** WHAT IS NEEDED **
Reproduce every line in the listing that contains the word "full".
## BEGIN MATERIAL FOR THE TASK
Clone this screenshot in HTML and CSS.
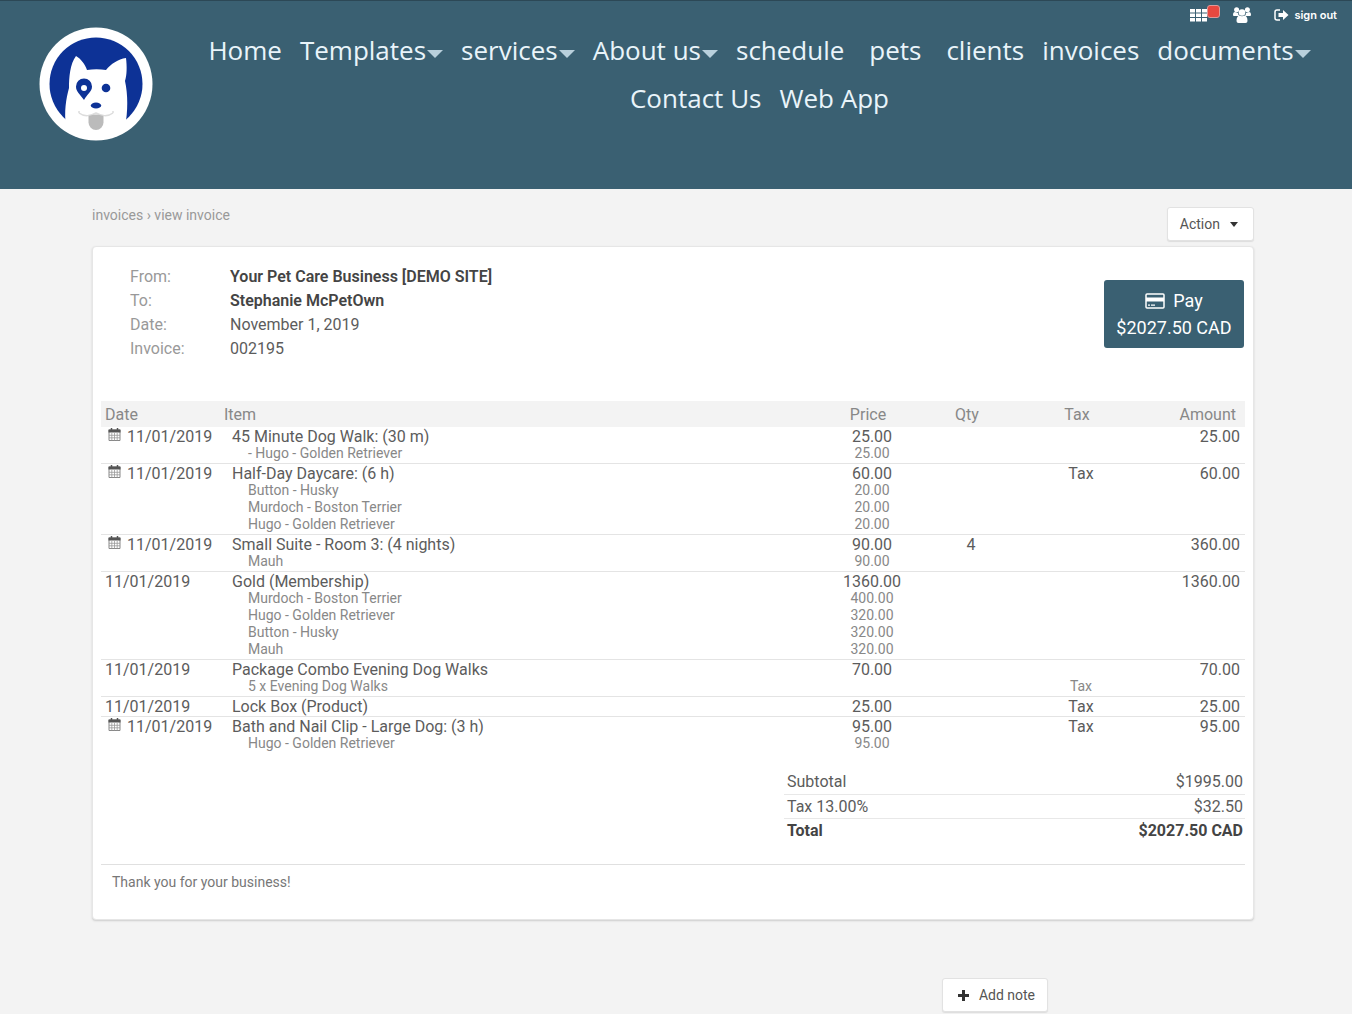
## END MATERIAL FOR THE TASK
## BEGIN MATERIAL FOR THE TASK
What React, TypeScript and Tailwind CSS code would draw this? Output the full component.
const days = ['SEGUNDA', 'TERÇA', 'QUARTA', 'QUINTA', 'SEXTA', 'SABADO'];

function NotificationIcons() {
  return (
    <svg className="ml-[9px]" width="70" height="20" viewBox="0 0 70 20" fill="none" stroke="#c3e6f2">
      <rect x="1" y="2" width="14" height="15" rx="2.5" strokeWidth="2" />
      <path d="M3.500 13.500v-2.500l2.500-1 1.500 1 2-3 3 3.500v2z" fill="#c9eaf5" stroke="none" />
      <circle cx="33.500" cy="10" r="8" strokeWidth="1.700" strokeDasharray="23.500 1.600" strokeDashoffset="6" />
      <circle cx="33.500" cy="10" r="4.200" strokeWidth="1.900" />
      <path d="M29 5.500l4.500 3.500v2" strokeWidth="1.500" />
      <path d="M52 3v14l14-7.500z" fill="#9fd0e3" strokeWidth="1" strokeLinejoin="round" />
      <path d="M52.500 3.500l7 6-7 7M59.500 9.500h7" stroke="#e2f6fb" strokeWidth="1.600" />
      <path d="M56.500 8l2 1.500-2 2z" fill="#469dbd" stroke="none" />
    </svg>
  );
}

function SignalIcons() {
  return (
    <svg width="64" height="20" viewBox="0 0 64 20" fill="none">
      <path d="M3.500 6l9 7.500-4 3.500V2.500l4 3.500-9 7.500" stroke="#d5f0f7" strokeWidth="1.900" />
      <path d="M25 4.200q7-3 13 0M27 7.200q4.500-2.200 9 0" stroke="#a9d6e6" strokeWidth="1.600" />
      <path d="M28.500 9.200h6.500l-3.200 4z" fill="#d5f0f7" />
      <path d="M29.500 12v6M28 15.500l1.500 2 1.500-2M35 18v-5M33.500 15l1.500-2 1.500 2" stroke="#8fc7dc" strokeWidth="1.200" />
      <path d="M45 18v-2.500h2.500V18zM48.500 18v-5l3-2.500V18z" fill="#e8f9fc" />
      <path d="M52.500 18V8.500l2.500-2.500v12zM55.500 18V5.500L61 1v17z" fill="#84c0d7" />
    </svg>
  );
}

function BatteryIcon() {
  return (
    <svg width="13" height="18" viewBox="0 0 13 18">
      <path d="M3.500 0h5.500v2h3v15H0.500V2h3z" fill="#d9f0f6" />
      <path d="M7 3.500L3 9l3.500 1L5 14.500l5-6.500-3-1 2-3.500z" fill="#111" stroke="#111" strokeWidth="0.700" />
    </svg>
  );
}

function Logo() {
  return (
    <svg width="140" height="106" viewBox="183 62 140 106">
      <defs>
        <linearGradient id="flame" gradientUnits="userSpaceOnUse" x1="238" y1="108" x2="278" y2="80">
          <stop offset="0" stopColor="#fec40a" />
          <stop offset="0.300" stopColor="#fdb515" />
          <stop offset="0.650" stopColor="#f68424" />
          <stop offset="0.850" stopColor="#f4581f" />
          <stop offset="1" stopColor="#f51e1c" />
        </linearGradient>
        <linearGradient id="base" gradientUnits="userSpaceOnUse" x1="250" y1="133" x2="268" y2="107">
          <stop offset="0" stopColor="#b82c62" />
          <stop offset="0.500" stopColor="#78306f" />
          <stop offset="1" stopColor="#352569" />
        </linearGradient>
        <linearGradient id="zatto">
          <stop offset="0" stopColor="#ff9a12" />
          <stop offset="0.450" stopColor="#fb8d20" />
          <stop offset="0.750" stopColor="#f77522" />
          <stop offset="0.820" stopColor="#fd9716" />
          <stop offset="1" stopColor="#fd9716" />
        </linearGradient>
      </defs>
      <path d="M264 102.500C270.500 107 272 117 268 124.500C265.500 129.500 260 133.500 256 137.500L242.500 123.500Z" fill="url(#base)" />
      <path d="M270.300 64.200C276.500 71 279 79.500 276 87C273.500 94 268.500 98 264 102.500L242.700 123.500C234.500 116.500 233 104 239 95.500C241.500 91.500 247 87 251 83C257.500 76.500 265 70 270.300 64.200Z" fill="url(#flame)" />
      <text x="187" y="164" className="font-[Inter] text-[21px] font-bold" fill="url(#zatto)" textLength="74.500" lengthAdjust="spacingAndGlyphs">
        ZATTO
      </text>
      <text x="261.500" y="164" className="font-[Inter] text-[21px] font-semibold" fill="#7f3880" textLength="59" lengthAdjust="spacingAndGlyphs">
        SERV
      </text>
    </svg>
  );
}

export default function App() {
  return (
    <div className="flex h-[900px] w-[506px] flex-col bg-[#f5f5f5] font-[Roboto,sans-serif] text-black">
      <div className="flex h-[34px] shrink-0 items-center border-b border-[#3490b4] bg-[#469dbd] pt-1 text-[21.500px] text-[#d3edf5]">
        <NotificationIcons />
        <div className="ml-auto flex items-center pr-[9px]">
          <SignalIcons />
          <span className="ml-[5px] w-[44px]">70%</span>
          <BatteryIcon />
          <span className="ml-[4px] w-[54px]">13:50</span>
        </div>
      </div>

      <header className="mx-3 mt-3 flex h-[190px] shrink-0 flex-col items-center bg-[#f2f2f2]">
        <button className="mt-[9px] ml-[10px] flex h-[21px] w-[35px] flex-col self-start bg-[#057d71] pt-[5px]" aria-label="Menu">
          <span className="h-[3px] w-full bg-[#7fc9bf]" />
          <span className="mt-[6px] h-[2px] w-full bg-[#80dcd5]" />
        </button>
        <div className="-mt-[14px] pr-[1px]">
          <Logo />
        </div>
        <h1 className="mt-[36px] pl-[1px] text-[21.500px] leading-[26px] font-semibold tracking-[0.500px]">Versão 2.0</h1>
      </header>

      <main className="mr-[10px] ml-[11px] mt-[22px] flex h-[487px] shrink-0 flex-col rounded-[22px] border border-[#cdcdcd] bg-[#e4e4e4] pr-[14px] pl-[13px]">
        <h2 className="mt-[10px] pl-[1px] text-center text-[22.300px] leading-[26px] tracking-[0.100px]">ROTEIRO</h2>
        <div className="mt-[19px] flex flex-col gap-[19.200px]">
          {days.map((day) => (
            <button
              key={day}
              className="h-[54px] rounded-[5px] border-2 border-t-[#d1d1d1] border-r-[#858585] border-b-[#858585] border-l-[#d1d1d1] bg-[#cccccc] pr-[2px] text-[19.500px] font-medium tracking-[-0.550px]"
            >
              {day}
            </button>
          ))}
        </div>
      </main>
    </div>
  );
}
## END MATERIAL FOR THE TASK
** OUTPUT OF THE TASK **
What React, TypeScript and Tailwind CSS code would draw this? Output the full component.
          <span className="h-[3px] w-full bg-[#7fc9bf]" />
          <span className="mt-[6px] h-[2px] w-full bg-[#80dcd5]" />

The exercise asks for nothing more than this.